Arnaldo Liguori
Editoriale e Commento

Non di sole divise vive la sicurezza

Il problema dei reati a Milano e la violazione del patto sociale

Polizia impegnata nel controllo dell'area intorno alla stazione Centrale di Milano

Polizia impegnata nel controllo dell'area intorno alla stazione Centrale di Milano

Molti milanesi hanno paura. Pensano che le strade siano insicure, che sia meglio evitare certe zone. Due terzi delle donne sono preoccupate quanto tornano a casa di notte. Non è un sentimento nuovo, intendiamoci, ma è diventato un dato di fatto, certificato dal Censis con la freddezza dei numeri che non ammettono replica: a Milano si consumano quasi 70 reati ogni 1.000 abitanti, il valore più alto d’Italia. Buona parte riguardano la cosiddetta microcriminalità: rapine, scippi, furti con destrezza, aggressioni.

Chi vuole più sicurezza invoca spesso più divise, più telecamere, più manette. Come se bastasse moltiplicare la polizia – beninteso, necessaria – per risolvere il problema. Ma il crimine non nasce dal nulla: germoglia nelle periferie dimenticate, nei giovani senza futuro, negli immigrati senza integrazione. La vera sicurezza si costruisce risanando il tessuto sociale, creando lavoro dignitoso, ricostruendo comunità dove oggi ci sono solo dormitori e centri commerciali.

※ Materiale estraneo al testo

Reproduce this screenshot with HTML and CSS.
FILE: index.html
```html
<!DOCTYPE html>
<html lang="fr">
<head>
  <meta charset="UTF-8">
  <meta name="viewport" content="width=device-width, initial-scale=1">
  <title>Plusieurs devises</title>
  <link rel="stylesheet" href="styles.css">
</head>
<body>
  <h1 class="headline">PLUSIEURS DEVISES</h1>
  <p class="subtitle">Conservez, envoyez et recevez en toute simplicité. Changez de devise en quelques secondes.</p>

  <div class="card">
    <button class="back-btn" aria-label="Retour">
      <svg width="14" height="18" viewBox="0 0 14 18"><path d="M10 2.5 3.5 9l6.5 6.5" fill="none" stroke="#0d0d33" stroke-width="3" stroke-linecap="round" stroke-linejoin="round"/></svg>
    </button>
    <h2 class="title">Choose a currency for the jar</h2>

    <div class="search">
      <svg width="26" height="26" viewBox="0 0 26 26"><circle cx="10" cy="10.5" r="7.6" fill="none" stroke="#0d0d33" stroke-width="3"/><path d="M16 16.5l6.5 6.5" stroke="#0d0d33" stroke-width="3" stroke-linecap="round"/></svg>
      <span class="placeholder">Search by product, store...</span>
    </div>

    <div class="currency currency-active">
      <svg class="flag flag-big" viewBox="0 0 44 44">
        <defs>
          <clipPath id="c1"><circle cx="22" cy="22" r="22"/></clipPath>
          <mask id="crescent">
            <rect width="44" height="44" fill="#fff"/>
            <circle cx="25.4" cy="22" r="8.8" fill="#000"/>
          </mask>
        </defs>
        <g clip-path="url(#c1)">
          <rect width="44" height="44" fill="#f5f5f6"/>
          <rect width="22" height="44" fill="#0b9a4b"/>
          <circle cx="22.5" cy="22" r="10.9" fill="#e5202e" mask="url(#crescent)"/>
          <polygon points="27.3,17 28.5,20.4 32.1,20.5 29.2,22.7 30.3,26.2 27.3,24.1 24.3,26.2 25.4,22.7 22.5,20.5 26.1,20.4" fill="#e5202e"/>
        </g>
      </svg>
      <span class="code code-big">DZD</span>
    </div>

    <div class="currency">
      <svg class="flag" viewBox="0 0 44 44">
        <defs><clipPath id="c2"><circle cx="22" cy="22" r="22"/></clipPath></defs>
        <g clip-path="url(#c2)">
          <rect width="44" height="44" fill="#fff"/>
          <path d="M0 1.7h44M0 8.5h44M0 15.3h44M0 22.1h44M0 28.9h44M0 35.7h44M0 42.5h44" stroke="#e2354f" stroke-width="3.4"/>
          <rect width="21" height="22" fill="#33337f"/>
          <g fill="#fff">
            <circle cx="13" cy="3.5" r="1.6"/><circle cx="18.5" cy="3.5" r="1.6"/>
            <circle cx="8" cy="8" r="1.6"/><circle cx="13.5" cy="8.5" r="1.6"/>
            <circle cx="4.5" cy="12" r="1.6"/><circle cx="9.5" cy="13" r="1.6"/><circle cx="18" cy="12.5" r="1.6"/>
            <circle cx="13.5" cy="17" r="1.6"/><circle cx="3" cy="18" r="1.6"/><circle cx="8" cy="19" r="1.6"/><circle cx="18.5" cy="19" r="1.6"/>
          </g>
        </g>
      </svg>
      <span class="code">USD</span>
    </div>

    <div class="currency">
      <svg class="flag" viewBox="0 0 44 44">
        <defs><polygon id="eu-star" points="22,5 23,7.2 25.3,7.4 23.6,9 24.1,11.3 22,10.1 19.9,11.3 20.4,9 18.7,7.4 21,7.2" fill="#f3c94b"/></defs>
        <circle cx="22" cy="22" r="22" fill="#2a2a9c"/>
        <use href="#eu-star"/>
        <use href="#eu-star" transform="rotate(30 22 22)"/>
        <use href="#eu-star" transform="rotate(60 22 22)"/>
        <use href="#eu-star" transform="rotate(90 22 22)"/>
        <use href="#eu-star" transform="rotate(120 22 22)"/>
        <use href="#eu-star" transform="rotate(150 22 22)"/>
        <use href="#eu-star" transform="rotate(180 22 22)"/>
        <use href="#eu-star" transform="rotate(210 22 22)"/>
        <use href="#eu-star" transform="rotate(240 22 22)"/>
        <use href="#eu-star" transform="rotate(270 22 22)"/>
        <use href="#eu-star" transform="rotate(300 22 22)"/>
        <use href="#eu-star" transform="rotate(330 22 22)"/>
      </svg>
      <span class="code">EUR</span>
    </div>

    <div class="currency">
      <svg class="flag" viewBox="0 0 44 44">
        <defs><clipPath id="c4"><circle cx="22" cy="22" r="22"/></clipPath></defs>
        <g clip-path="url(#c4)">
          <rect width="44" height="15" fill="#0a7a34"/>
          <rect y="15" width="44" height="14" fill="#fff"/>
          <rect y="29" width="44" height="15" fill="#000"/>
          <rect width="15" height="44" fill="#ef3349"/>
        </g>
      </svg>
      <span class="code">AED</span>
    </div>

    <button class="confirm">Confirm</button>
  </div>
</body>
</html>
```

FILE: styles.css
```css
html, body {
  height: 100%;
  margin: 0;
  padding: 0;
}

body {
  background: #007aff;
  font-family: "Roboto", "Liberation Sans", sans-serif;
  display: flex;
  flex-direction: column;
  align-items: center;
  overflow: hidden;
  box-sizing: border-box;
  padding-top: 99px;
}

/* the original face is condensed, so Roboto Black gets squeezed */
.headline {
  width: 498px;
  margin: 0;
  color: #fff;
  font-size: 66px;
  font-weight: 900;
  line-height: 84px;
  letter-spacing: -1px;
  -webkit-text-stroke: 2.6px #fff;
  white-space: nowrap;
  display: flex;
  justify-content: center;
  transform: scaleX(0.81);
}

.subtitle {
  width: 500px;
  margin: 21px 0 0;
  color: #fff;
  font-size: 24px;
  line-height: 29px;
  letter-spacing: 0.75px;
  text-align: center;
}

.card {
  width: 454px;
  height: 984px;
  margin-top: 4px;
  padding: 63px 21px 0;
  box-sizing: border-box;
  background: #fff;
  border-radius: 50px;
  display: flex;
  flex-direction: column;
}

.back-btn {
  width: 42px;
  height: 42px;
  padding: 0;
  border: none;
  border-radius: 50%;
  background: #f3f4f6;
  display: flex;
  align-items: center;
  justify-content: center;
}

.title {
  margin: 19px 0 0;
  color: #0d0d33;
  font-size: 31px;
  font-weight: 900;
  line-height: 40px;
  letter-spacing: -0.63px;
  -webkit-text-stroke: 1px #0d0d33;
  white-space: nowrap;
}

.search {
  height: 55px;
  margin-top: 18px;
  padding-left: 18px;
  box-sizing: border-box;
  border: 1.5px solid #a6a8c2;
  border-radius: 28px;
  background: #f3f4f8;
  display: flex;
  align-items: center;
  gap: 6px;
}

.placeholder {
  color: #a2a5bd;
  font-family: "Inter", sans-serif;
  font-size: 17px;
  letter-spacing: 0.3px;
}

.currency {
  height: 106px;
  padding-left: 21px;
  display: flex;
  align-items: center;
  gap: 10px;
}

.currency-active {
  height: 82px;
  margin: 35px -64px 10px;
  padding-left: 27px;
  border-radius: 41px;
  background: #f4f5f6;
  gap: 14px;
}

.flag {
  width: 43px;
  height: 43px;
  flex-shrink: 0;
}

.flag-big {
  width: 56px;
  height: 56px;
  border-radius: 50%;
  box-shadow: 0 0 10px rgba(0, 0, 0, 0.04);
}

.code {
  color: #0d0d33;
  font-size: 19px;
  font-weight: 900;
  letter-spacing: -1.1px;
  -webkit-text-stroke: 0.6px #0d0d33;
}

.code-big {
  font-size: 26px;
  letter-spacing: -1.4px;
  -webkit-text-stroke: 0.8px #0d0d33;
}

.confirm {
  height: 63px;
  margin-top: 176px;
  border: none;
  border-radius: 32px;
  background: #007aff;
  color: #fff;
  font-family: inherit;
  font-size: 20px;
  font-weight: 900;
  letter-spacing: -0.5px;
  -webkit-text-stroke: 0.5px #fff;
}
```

Non basta spostare i problemi da un quartiere all’altro, né affidarsi alla retorica della “tolleranza zero”. La Milano laboriosa che si fregia di essere la locomotiva d’Italia sa che la prevenzione vale più della repressione. Che un ragazzo con un mestiere in mano raramente diventa un delinquente. Che una città giusta è, quasi per definizione, una città più sicura. La vera sfida non è militarizzare le strade, ma ricostruire quel patto sociale che Milano, nella sua corsa incessante, sta sgretolando.